## Begin DATA LINES

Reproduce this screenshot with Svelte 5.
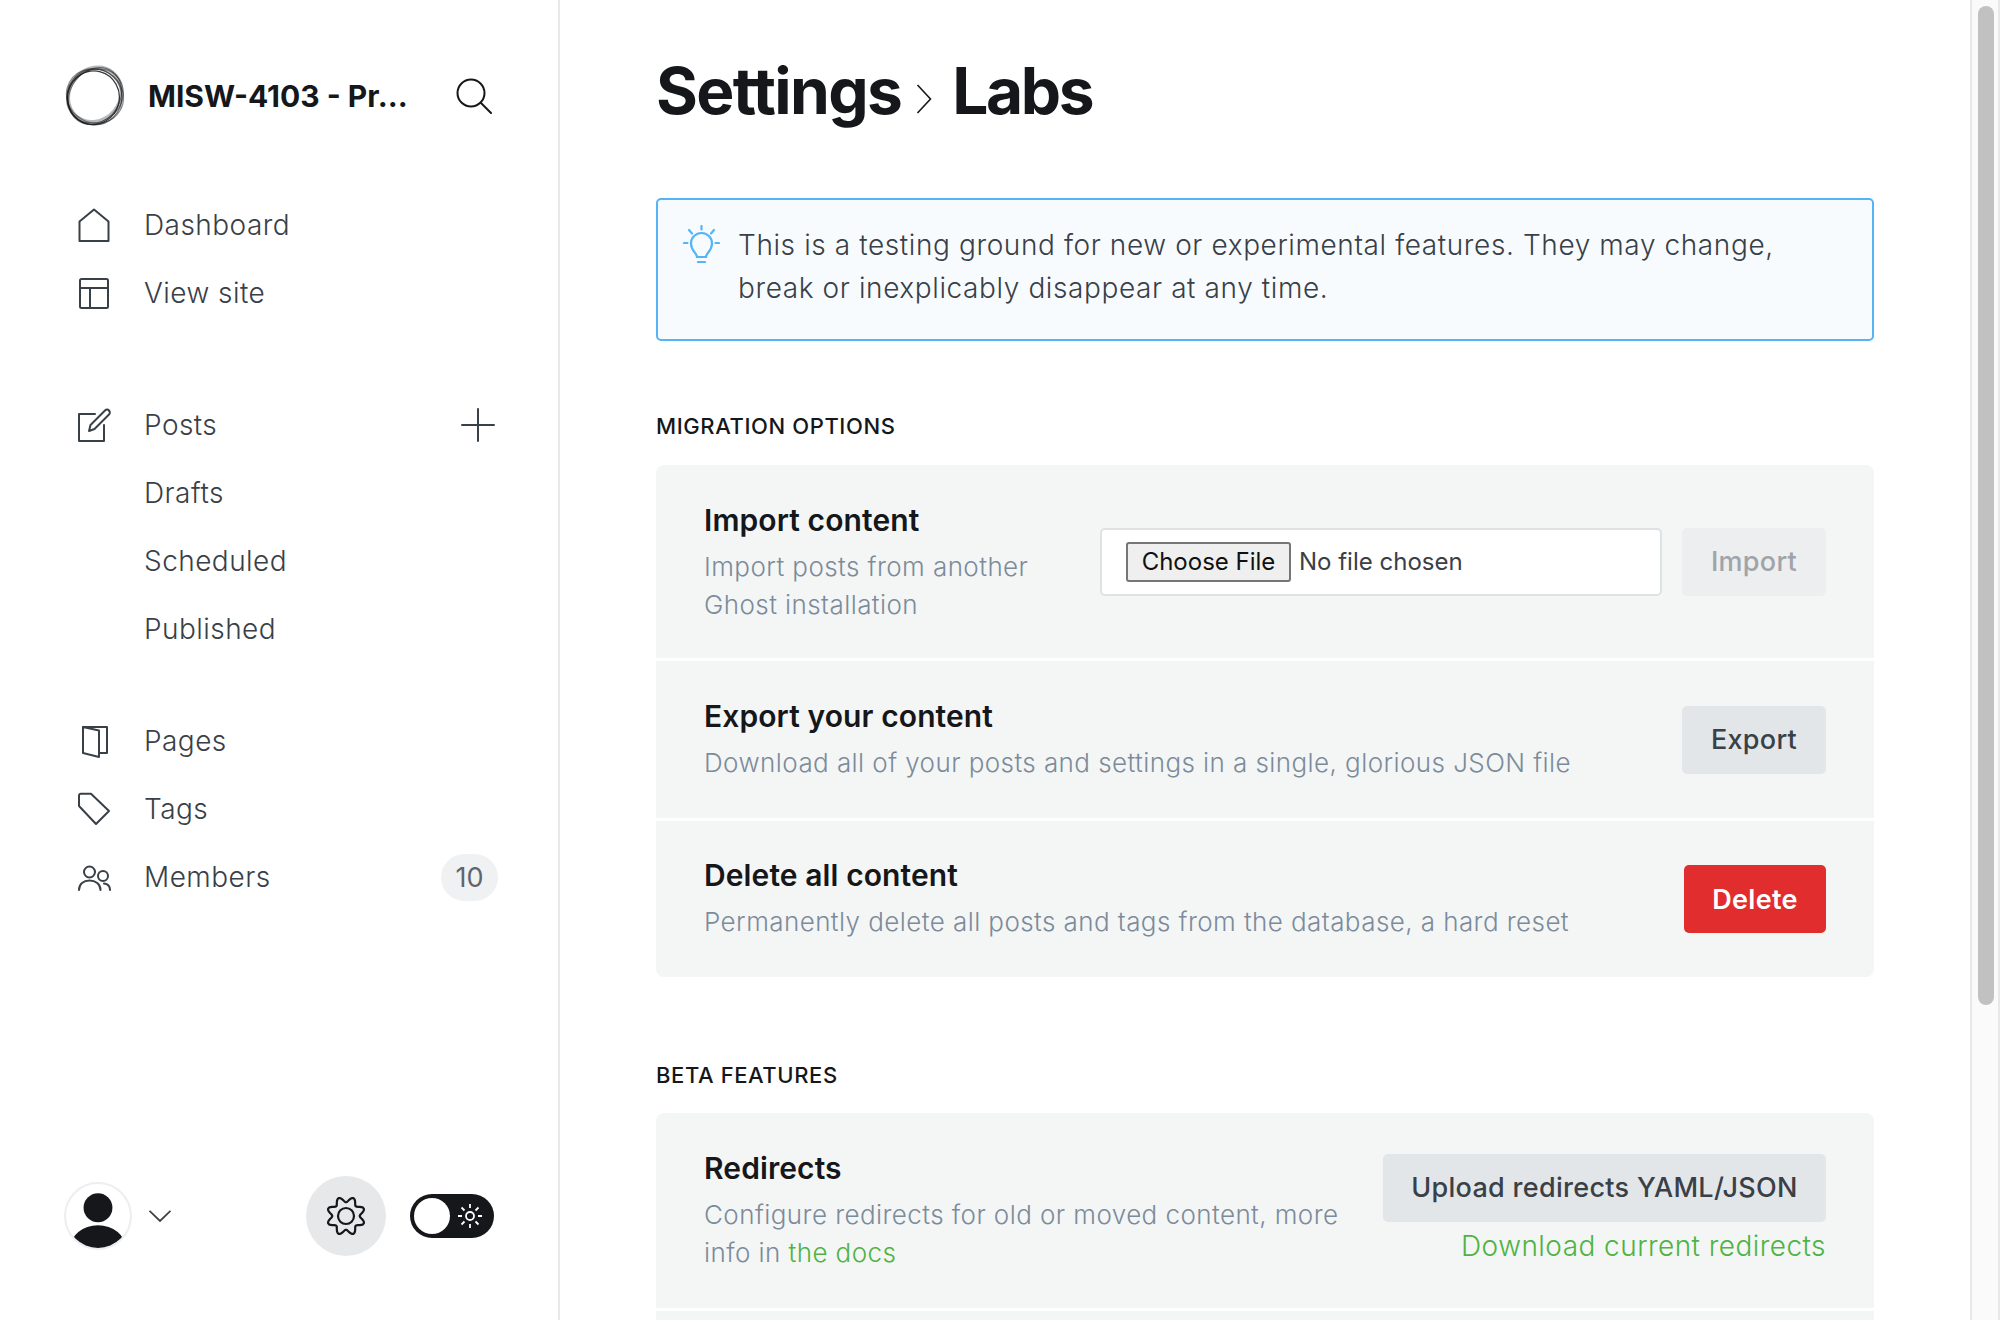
<script>
  const main = [
    { label: "Dashboard", icon: "home" },
    { label: "View site", icon: "layout" },
  ];
  const posts = ["Drafts", "Scheduled", "Published"];
  const lower = [
    { label: "Pages", icon: "pages" },
    { label: "Tags", icon: "tag" },
    { label: "Members", icon: "members", count: 10 },
  ];

  // wavy outline of the settings gear, eight lobes with a notch on top
  const gearPath = Array.from({ length: 96 }, (_, i) => {
    const a = (i / 96) * Math.PI * 2;
    const r = 16.5 - 2.8 * Math.cos(8 * a);
    const x = 21 + r * Math.sin(a);
    const y = 21 - r * Math.cos(a);
    return `${i ? "L" : "M"}${x.toFixed(2)} ${y.toFixed(2)}`;
  }).join("") + "Z";
</script>

{#snippet navIcon(name)}
  <svg class="nav-icon" viewBox="0 0 36 36" fill="none" stroke="currentColor" stroke-width="2" stroke-linejoin="round" stroke-linecap="round">
    {#if name === "home"}
      <path d="M3.5 14.5 18 2.5l14.5 12V34H3.5z" />
    {:else if name === "layout"}
      <rect x="4" y="4" width="28" height="29" rx="1.5" /><path d="M4 13h28M14 13v20" />
    {:else if name === "posts"}
      <path d="M19 7H3v27h25V18" /><path d="M13 24l1.5-6L29 3.5c1.2-1.2 3-1.2 4 0s1.2 3 0 4L18.5 22z" />
    {:else if name === "pages"}
      <path d="M7 4l16 3.5V34L7 30z" /><path d="M7 4h24v26h-8" />
    {:else if name === "tag"}
      <path d="M3 4.5c0-1 .8-1.7 1.7-1.7H15L33 20 20 33 3 15z" />
    {:else if name === "members"}
      <circle cx="13.5" cy="13" r="5.5" /><path d="M3 31c0-6 4.5-9.5 10.5-9.5S24.5 25 24.5 31" /><circle cx="27" cy="17" r="5" /><path d="M28 24.5c4 .5 6 3 6 6.5" />
    {/if}
  </svg>
{/snippet}

<div class="app">
  <aside class="sidebar">
    <header class="brand">
      <svg class="logo" viewBox="0 0 60 60" fill="none" stroke="#15171a">
        <ellipse cx="31" cy="29" rx="27.5" ry="24.5" stroke-width="3.5" transform="rotate(-50 30 30)" opacity=".3" />
        <ellipse cx="30" cy="30" rx="29" ry="24" stroke-width="1" transform="rotate(-55 30 30)" opacity=".5" />
        <ellipse cx="30" cy="30" rx="28.5" ry="25" stroke-width="1" transform="rotate(-35 30 30)" opacity=".5" />
        <ellipse cx="30" cy="30" rx="28" ry="26" stroke-width="1.2" transform="rotate(30 30 30)" opacity=".5" />
        <ellipse cx="29.5" cy="31" rx="26.5" ry="27" stroke-width="1.2" opacity=".6" />
        <ellipse cx="29" cy="32" rx="25" ry="26" stroke-width="1.2" transform="rotate(15 30 30)" opacity=".85" />
      </svg>
      <span class="site-name">MISW-4103 - Pr...</span>
      <svg class="search" viewBox="0 0 36 36" fill="none" stroke="#15171a" stroke-width="2" stroke-linecap="round">
        <circle cx="15" cy="15" r="13.5" /><path d="M25 25l10 10" />
      </svg>
    </header>

    <nav class="group first">
      {#each main as item}
        <div class="row">{@render navIcon(item.icon)}<span>{item.label}</span></div>
      {/each}
    </nav>

    <nav class="group">
      <div class="row">
        {@render navIcon("posts")}<span>Posts</span>
        <svg class="plus" viewBox="0 0 34 34" stroke="currentColor" stroke-width="2" stroke-linecap="round"><path d="M17 1v32M1 17h32" /></svg>
      </div>
      {#each posts as p}
        <div class="row sub"><span>{p}</span></div>
      {/each}
    </nav>

    <nav class="group last">
      {#each lower as item}
        <div class="row">
          {@render navIcon(item.icon)}<span>{item.label}</span>
          {#if item.count}<b class="count">{item.count}</b>{/if}
        </div>
      {/each}
    </nav>

    <footer class="foot">
      <div class="user">
        <svg class="avatar" viewBox="0 0 66 66">
          <defs><clipPath id="ac"><circle cx="33" cy="33" r="31" /></clipPath></defs>
          <circle cx="33" cy="33" r="32" fill="#fff" stroke="#eceef0" stroke-width="2" />
          <g clip-path="url(#ac)" fill="#15171a">
            <circle cx="33" cy="25" r="14" />
            <ellipse cx="33" cy="64" rx="27" ry="22" />
          </g>
        </svg>
        <svg class="caret" viewBox="0 0 22 12" fill="none" stroke="#394047" stroke-width="1.8"><path d="M.5.8 11 11 21.5.8" /></svg>
      </div>
      <div class="gear">
        <svg viewBox="0 0 42 42" fill="none" stroke="#15171a" stroke-width="2.2" stroke-linejoin="round">
          <circle cx="21" cy="21" r="8" />
          <path d={gearPath} />
        </svg>
      </div>
      <div class="toggle">
        <span class="knob"></span>
        <svg viewBox="0 0 24 24" fill="none" stroke="#fff" stroke-width="1.8">
          <circle cx="12" cy="12" r="4" />
          <path d="M12 0v4M12 20v4M0 12h4M20 12h4M3.5 3.5l3 3M17.5 17.5l3 3M3.5 20.5l3-3M17.5 6.5l3-3" />
        </svg>
      </div>
    </footer>
  </aside>

  <main class="content">
    <h1>Settings
      <svg class="crumb" viewBox="0 0 16 30" fill="none" stroke="#15171a" stroke-width="1.6"><path d="M1.5 1 14.5 15 1.5 29" /></svg>
      <span class="leaf">Labs</span></h1>

    <div class="alert">
      <svg viewBox="0 0 37 38" fill="none" stroke="#54b4f5" stroke-width="2.2" stroke-linecap="round">
        <path d="M18.5 1v3.5M6 5l3 3.5M31 5l-3 3.5M1 18h3.5M32.5 18H36" />
        <path d="M14 32c0-4-6-6-6-13.5a10.5 10.5 0 0 1 21 0c0 7.5-6 9.5-6 13.5z" />
        <path d="M15 37h7" />
      </svg>
      <p>This is a testing ground for new or experimental features. They may change, break or inexplicably disappear at any time.</p>
    </div>

    <h2>Migration options</h2>
    <section class="card">
      <div class="item import">
        <div class="text">
          <h3>Import content</h3>
          <p>Import posts from another<br />Ghost installation</p>
        </div>
        <div class="file"><span class="choose">Choose File</span><span class="chosen">No file chosen</span></div>
        <button class="btn disabled">Import</button>
      </div>
      <div class="item">
        <div class="text">
          <h3>Export your content</h3>
          <p>Download all of your posts and settings in a single, glorious JSON file</p>
        </div>
        <button class="btn">Export</button>
      </div>
      <div class="item short">
        <div class="text">
          <h3>Delete all content</h3>
          <p>Permanently delete all posts and tags from the database, a hard reset</p>
        </div>
        <button class="btn red">Delete</button>
      </div>
    </section>

    <h2 class="beta">Beta features</h2>
    <section class="card">
      <div class="item redirects">
        <div class="text">
          <h3>Redirects</h3>
          <p>Configure redirects for old or moved content, more<br />info in <a href="#docs">the docs</a></p>
        </div>
        <div class="actions">
          <button class="btn">Upload redirects YAML/JSON</button>
          <a href="#download">Download current redirects</a>
        </div>
      </div>
      <div class="item"></div>
    </section>
  </main>

  <div class="scrollbar"><span class="thumb"></span></div>
</div>

<style>
  :global(body) {
    margin: 0;
    background: #fff;
    overflow: hidden;
  }

  .app {
    display: flex;
    width: 2000px;
    height: 1320px;
    overflow: hidden;
    font-family: Inter, "Liberation Sans", sans-serif;
    color: #15171a;
  }

  .sidebar {
    box-sizing: border-box;
    width: 560px;
    flex: none;
    height: 100%;
    border-right: 2px solid #e6e9eb;
    padding: 0 60px 0 64px;
    display: flex;
    flex-direction: column;
  }

  .brand {
    display: flex;
    align-items: center;
    height: 62px;
    margin-top: 65px;
  }

  .logo {
    width: 62px;
    height: 62px;
    flex: none;
    margin-right: -2px;
  }

  .site-name {
    margin-left: 24px;
    font-size: 30px;
    font-weight: 700;
    white-space: nowrap;
  }

  .search {
    width: 36px;
    height: 36px;
    margin-left: auto;
    margin-right: 6px;
  }

  .group {
    margin-top: 64px;
  }

  .group.last {
    margin-top: 44px;
  }

  .row {
    display: flex;
    align-items: center;
    height: 68px;
    padding-left: 12px;
    font-size: 28px;
    font-weight: 360;
    color: #394047;
    letter-spacing: 0.45px;
  }

  .row span {
    margin-left: 32px;
  }

  .row.sub span {
    margin-left: 68px;
  }

  .nav-icon {
    width: 36px;
    height: 36px;
    flex: none;
  }

  .plus {
    width: 34px;
    height: 34px;
    margin-left: auto;
    margin-right: 3px;
  }

  .count {
    margin-left: auto;
    width: 57px;
    height: 47px;
    border-radius: 24px;
    background: #eff1f3;
    color: #5d6670;
    font-size: 27px;
    font-weight: 400;
    letter-spacing: 0;
    display: flex;
    align-items: center;
    justify-content: center;
  }

  .foot {
    margin-top: auto;
    margin-bottom: 64px;
    display: flex;
    align-items: center;
  }

  .user {
    display: flex;
    align-items: center;
  }

  .avatar {
    width: 68px;
    height: 68px;
  }

  .caret {
    width: 22px;
    height: 12px;
    margin-left: 17px;
  }

  .gear {
    width: 80px;
    height: 80px;
    border-radius: 50%;
    background: #e6e8ea;
    margin-left: 135px;
    display: flex;
    align-items: center;
    justify-content: center;
  }

  .gear svg {
    width: 42px;
    height: 42px;
  }

  .toggle {
    box-sizing: border-box;
    width: 84px;
    height: 44px;
    margin-left: 24px;
    border-radius: 22px;
    background: #15171a;
    padding: 4px 12px 4px 4px;
    display: flex;
    align-items: center;
    justify-content: space-between;
  }

  .knob {
    width: 36px;
    height: 36px;
    border-radius: 50%;
    background: #fff;
  }

  .toggle svg {
    width: 24px;
    height: 24px;
  }

  .content {
    box-sizing: border-box;
    flex: 1;
    min-width: 0;
    padding: 0 96px;
  }

  h1 {
    margin: 52px 0 0;
    height: 78px;
    font-size: 64px;
    line-height: 78px;
    font-weight: 700;
    letter-spacing: -1.6px;
    display: flex;
    align-items: center;
    gap: 15px;
  }

  .crumb {
    width: 16px;
    height: 30px;
    margin-top: 16px;
    margin-right: 5px;
  }

  .leaf {
    letter-spacing: -2.4px;
  }

  .alert {
    box-sizing: border-box;
    margin-top: 68px;
    height: 143px;
    border: 2px solid #54b4f5;
    border-radius: 5px;
    background: #f8fbfe;
    padding: 24px 60px 0 25px;
    display: flex;
    gap: 18px;
  }

  .alert svg {
    width: 37px;
    height: 38px;
    flex: none;
    margin-top: 1px;
  }

  .alert p {
    margin: 0;
    font-size: 28px;
    font-weight: 360;
    line-height: 43px;
    color: #394047;
    letter-spacing: 0.6px;
  }

  h2 {
    margin: 71px 0 0;
    font-size: 22px;
    line-height: 28px;
    font-weight: 500;
    text-transform: uppercase;
    letter-spacing: 0.6px;
  }

  h2.beta {
    margin-top: 84px;
  }

  .card {
    margin-top: 25px;
    border-radius: 8px;
    background: #fff;
    display: flex;
    flex-direction: column;
    gap: 3px;
    overflow: hidden;
  }

  .beta + .card {
    margin-top: 24px;
  }

  .item {
    box-sizing: border-box;
    min-height: 157px;
    background: #f4f6f6;
    padding: 0 48px;
    display: flex;
    align-items: center;
    justify-content: space-between;
  }

  .item.short {
    min-height: 156px;
  }

  .item.import {
    height: 193px;
    gap: 20px;
  }

  .item.redirects {
    height: 195px;
  }

  .text {
    flex: 1;
  }

  .import .text {
    margin-top: 4px;
  }

  .import h3 {
    margin-top: -1px;
  }

  h3 {
    margin: 0;
    font-size: 30px;
    line-height: 36px;
    font-weight: 600;
    letter-spacing: 0.1px;
  }

  .text p {
    margin: 10px 0 0;
    font-size: 26px;
    font-weight: 360;
    line-height: 38px;
    color: #7c8b9a;
    letter-spacing: 0.42px;
  }

  .text a {
    color: #4fb343;
    text-decoration: none;
  }

  .file {
    box-sizing: border-box;
    width: 562px;
    height: 68px;
    background: #fff;
    border: 2px solid #dfe2e4;
    border-radius: 5px;
    padding: 0 0 0 24px;
    display: flex;
    align-items: center;
    font-size: 24px;
    color: #394047;
  }

  .choose {
    box-sizing: border-box;
    width: 165px;
    height: 40px;
    border: 2px solid #767676;
    border-radius: 3px;
    background: #efefef;
    color: #111;
    display: flex;
    align-items: center;
    justify-content: center;
  }

  .chosen {
    margin-left: 8px;
  }

  .btn {
    box-sizing: border-box;
    height: 68px;
    width: 144px;
    flex: none;
    border: 0;
    border-radius: 5px;
    background: #e3e6e9;
    color: #394047;
    font: 550 27px Inter, "Liberation Sans", sans-serif;
    letter-spacing: 0.3px;
    padding: 0;
  }

  .btn.disabled {
    background: #eceef0;
    color: #a0a4a8;
  }

  .btn.red {
    width: 142px;
    background: #e12d2d;
    color: #fff;
    font-weight: 600;
  }

  .redirects .text {
    flex: none;
  }

  .actions {
    display: flex;
    flex-direction: column;
    align-items: flex-end;
    gap: 5px;
    margin-top: -3px;
  }

  .actions .btn {
    width: 443px;
  }

  .actions a {
    font-size: 28px;
    font-weight: 360;
    line-height: 38px;
    color: #4fb343;
    text-decoration: none;
    letter-spacing: 0.45px;
  }

  .scrollbar {
    box-sizing: border-box;
    width: 30px;
    flex: none;
    height: 100%;
    background: #fafafa;
    border-left: 2px solid #e8e8e8;
    border-right: 2px solid #e8e8e8;
    padding: 6px 4px 0 6px;
  }

  .thumb {
    display: block;
    height: 999px;
    border-radius: 8px;
    background: #c1c1c1;
  }
</style>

## End DATA LINES

◆ **WHAT IS REQUIRED**: Find all lines where the word "with" appears. Copy them.

◆ **ANSWER IN FULL**:
Reproduce this screenshot with Svelte 5.
  // wavy outline of the settings gear, eight lobes with a notch on top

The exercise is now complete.